The recursion built into rewrite rules creates the possibility for infinite loops. sendmail does its best to detect possible loops, but you should take responsibility for writing rules that don't loop. The $@ and the $: symbols are used to control processing and to prevent loops. If the transformation begins with the $@ symbol, the entire ruleset is terminated and the remainder of the transformation is the value returned by the ruleset. If the transformation begins with the $: symbol, the individual rule is executed only once. Use $: to prevent recursion and to prevent loops when calling other rulesets. Use $@ to exit a ruleset at a specific rule.

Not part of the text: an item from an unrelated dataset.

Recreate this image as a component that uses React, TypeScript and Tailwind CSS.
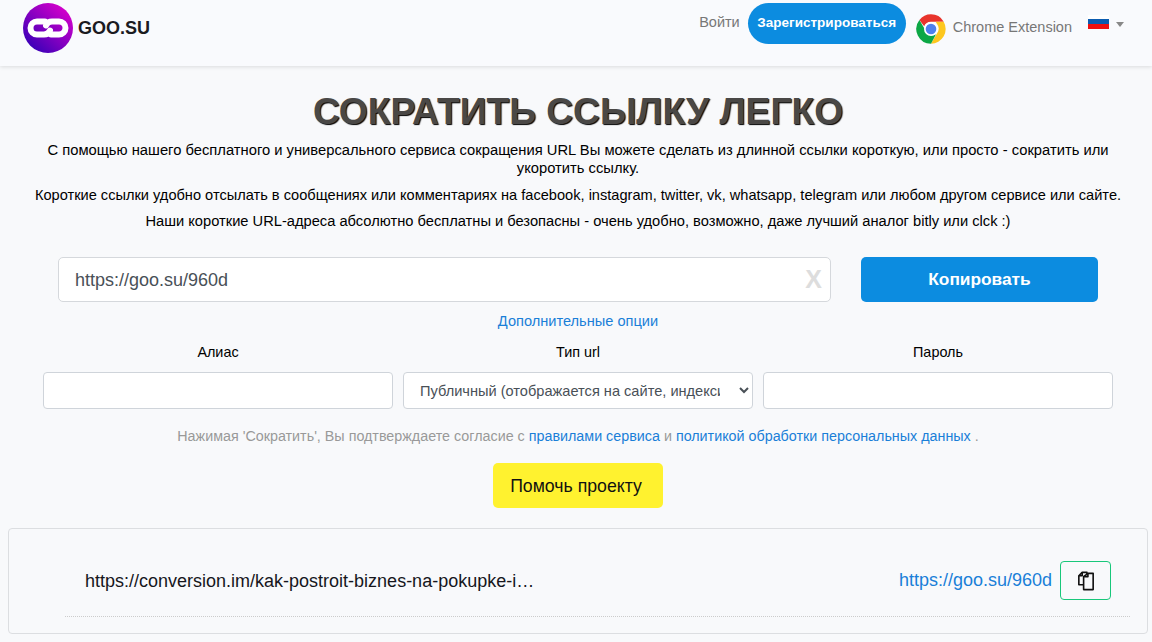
import React from "react";

function Logo() {
  return (
    <svg width="50" height="50" viewBox="0 0 50 50" className="shrink-0">
      <defs>
        <linearGradient id="lg" x1="0.9" y1="0.05" x2="0.15" y2="0.9">
          <stop offset="0" stopColor="#e000cc" />
          <stop offset="1" stopColor="#3a00b8" />
        </linearGradient>
      </defs>
      <circle cx="25" cy="25" r="25" fill="url(#lg)" />
      <g fill="none" stroke="#fff" strokeWidth="6" strokeLinecap="round">
        <path d="M22 18.5h-8a6.5 6.5 0 0 0 0 13h7a6.5 6.5 0 0 0 6-4" />
        <path d="M28 31.5h8a6.5 6.5 0 0 0 0-13h-7a6.5 6.5 0 0 0-6 4" />
      </g>
    </svg>
  );
}

function ChromeIcon() {
  return (
    <svg width="32" height="32" viewBox="0 0 48 48" className="shrink-0">
      <path d="M24 2a22 22 0 0 1 19.05 11H24a11 11 0 0 0-10.2 6.9L6.6 10.5A22 22 0 0 1 24 2z" fill="#e8342c" />
      <path d="M43.05 13A22 22 0 0 1 24 46l9.5-16.5A11 11 0 0 0 33 16.5L31 13z" fill="#fdc71f" />
      <path d="M24 46A22 22 0 0 1 6.6 10.5l9.9 17a11 11 0 0 0 15 4.5L24 46z" fill="#0ca745" />
      <circle cx="24" cy="24" r="10.5" fill="#fff" />
      <circle cx="24" cy="24" r="8" fill="#4f80ee" />
    </svg>
  );
}

function CopyIcon() {
  return (
    <svg width="18" height="21" viewBox="0 0 18 22" fill="none" stroke="#111" strokeWidth="1.7" strokeLinejoin="round">
      <path d="M6 15.5H1.5V6L5 2.5h5v4" />
      <path d="M5 2.5V6H1.5" />
      <path d="M6.5 7V20.5H16.5V3.5H11l-4.5 3.5z" fill="#f8f9fb" />
      <path d="M11 3.5V7H6.5" />
    </svg>
  );
}

export default function App() {
  return (
    <div className="h-[642px] w-[1152px] overflow-hidden bg-[#f8f9fb] font-['Liberation_Sans',Arial,sans-serif] text-black">
      <header className="flex h-[66px] items-start justify-between bg-[#f9fafd] pl-[23px] pr-[28px] pt-[3px] shadow-[0_1px_4px_rgba(0,0,0,0.12)]">
        <div className="flex items-center gap-[5px]">
          <Logo />
          <span className="text-[18px] font-bold text-[#1b1b1f]">GOO.SU</span>
        </div>
        <nav className="flex items-start">
          <span className="mt-[11px] text-[14.5px] leading-4 text-[#777]">Войти</span>
          <span className="ml-2 flex h-[41px] w-[158px] items-center justify-center rounded-[21px] bg-[#0c8ce0] text-[13.5px] font-bold text-white">
            Зарегистрироваться
          </span>
          <span className="ml-[9px] mt-[10px]">
            <ChromeIcon />
          </span>
          <span className="ml-[6px] mt-[16px] text-[14.5px] leading-4 text-[#777]">Chrome Extension</span>
          <span className="ml-4 mt-3 flex h-[14px] w-[21px] flex-col overflow-hidden">
            <span className="h-[4px] bg-white" />
            <span className="h-[5px] bg-[#0b5cb0]" />
            <span className="h-[5px] bg-[#ee1010]" />
          </span>
          <span className="ml-[7px] mt-[19px] h-0 w-0 border-x-[4.5px] border-t-[5px] border-x-transparent border-t-[#888]" />
        </nav>
      </header>

      <main className="flex flex-col items-center pl-1">
        <h1 className="mt-[24px] text-[37.2px] font-bold leading-[42px] text-[#4a4846] [text-shadow:1px_1px_1px_#000]">
          СОКРАТИТЬ ССЫЛКУ ЛЕГКО
        </h1>
        <div className="mt-[9px] w-[1100px] text-center text-[14.68px] leading-[18px]">
          <p className="text-[14.75px]">С помощью нашего бесплатного и универсального сервиса сокращения URL Вы можете сделать из длинной ссылки короткую, или просто - сократить или укоротить ссылку.</p>
          <p className="mt-[9px] text-[14.6px]">Короткие ссылки удобно отсылать в сообщениях или комментариях на facebook, instagram, twitter, vk, whatsapp, telegram или любом другом сервисе или сайте.</p>
          <p className="mt-[8px]">Наши короткие URL-адреса абсолютно бесплатны и безопасны - очень удобно, возможно, даже лучший аналог bitly или clck :)</p>
        </div>

        <div className="mt-[27px] flex w-[1040px] gap-[30px]">
          <div className="flex h-[45px] w-[773px] items-center justify-between rounded-[5px] border border-[#d5d8dc] bg-white pl-4 pr-[8px] pt-px text-[18px] text-[#495057]">
            <span>https://goo.su/960d</span>
            <span className="text-[25px] font-bold text-[#dddddd]">X</span>
          </div>
          <button className="h-[45px] w-[237px] rounded-[5px] bg-[#0c8ce0] pt-px text-[17.3px] font-bold text-white">Копировать</button>
        </div>

        <a className="mt-[11px] text-[14.6px] leading-4 text-[#1a7fd8]">Дополнительные опции</a>

        <div className="mt-[15px] grid w-[1070px] grid-cols-3 gap-[10px] text-center text-[14.4px]">
          <div className="flex flex-col gap-[11px]">
            <label className="leading-[17px]">Алиас</label>
            <input className="h-[37px] rounded-[4px] border border-[#cfd4da] bg-white" />
          </div>
          <div className="flex flex-col gap-[11px]">
            <label className="leading-[17px]">Тип url</label>
            <select className="h-[37px] rounded-[4px] border border-[#cfd4da] bg-white pl-3 pr-4 text-[14.6px] text-[#495057]">
              <option>Публичный (отображается на сайте, индексируется)</option>
            </select>
          </div>
          <div className="flex flex-col gap-[11px]">
            <label className="leading-[17px]">Пароль</label>
            <input className="h-[37px] rounded-[4px] border border-[#cfd4da] bg-white" />
          </div>
        </div>

        <p className="mt-[19px] text-[14.32px] leading-4 text-[#999]">
          Нажимая 'Сократить', Вы подтверждаете согласие с <a className="text-[#1a7fd8]">правилами сервиса</a> и{" "}
          <a className="text-[#1a7fd8]">политикой обработки персональных данных</a> .
        </p>

        <button className="mt-[19px] h-[45px] w-[170px] rounded-[5px] bg-[#fff22f] pr-1 pt-[2px] text-[17.7px] text-[#111]">Помочь проекту</button>

        <section className="mt-5 h-[106px] w-[1140px] shrink-0 rounded-[4px] border border-[#dcdee1] pl-[56px] pr-[17px]">
          <div className="flex h-[88px] items-center border-b border-dotted border-[#cccccc] pl-5 pr-[19px] pt-[18px] pb-[2px]">
            <span className="mt-[2px] whitespace-nowrap text-[18px] text-[#16161c]">https://conversion.im/kak-postroit-biznes-na-pokupke-i…</span>
            <a className="ml-auto text-[18px] text-[#1a7fd8]">https://goo.su/960d</a>
            <span className="ml-2 flex h-[39px] w-[51px] items-center justify-center rounded-[4px] border border-[#18c77a]">
              <CopyIcon />
            </span>
          </div>
        </section>
      </main>
    </div>
  );
}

The $[ name $] symbol converts a host's nickname or its IP address to its canonical name by passing the value name to the name server for resolution. For example, using the nuts.com name servers, $[goober$] returns peanut.nuts.com and $[[172.16.12.1]$] returns almond.nuts.com .

In the same way that a hostname or address is used to look up a canonical name in the name server database, the $( map key $) syntax uses the key to retrieve information from the database identified by map . This is a more generalized database retrieval syntax than is the one that returns canonical hostnames, and it is more complex to use. Before we get into the details of setting up and using databases from within sendmail, let's finish describing the rest of the syntax of rewrite rules.

There is a special rewrite rule syntax that is used in ruleset 0. Ruleset 0 defines the triple ( mailer, host, user ) that specifies the mail delivery program, the recipient host, and the recipient user.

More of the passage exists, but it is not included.